* [To do]: Gather every line of the entries that includes the word "styles".

* [Data entries]:

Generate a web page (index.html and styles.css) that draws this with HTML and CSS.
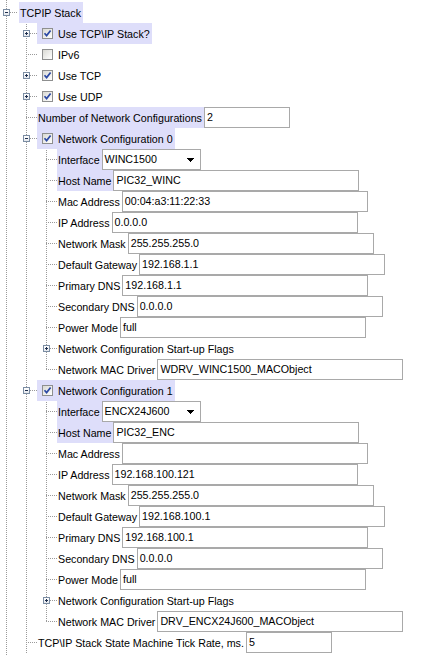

==

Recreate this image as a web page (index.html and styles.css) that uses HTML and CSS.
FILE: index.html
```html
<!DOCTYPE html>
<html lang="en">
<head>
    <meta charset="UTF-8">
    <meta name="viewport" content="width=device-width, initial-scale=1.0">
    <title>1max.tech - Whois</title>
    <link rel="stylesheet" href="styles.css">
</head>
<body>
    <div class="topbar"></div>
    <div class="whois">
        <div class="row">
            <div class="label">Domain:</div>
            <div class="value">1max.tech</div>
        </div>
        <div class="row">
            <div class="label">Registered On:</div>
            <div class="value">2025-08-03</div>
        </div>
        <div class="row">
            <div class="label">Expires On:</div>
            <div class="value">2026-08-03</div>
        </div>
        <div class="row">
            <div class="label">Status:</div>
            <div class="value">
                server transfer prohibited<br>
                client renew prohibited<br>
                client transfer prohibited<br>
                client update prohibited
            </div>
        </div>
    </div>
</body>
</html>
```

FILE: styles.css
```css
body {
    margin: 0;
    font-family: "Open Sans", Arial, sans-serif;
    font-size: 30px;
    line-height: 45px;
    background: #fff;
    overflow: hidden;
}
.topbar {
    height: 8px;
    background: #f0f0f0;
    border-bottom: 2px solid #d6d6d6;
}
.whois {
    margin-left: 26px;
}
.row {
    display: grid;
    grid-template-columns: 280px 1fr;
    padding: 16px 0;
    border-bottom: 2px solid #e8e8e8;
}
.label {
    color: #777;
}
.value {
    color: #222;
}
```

--

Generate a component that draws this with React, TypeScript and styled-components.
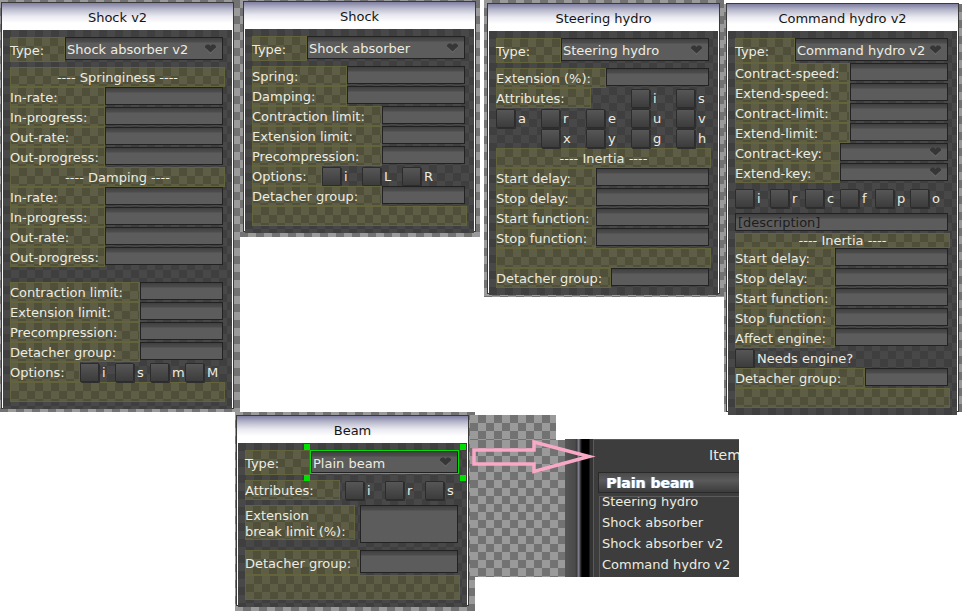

* [Reply to the task]:
Generate a web page (index.html and styles.css) that draws this with HTML and CSS.
Recreate this image as a web page (index.html and styles.css) that uses HTML and CSS.
    <link rel="stylesheet" href="styles.css">
FILE: styles.css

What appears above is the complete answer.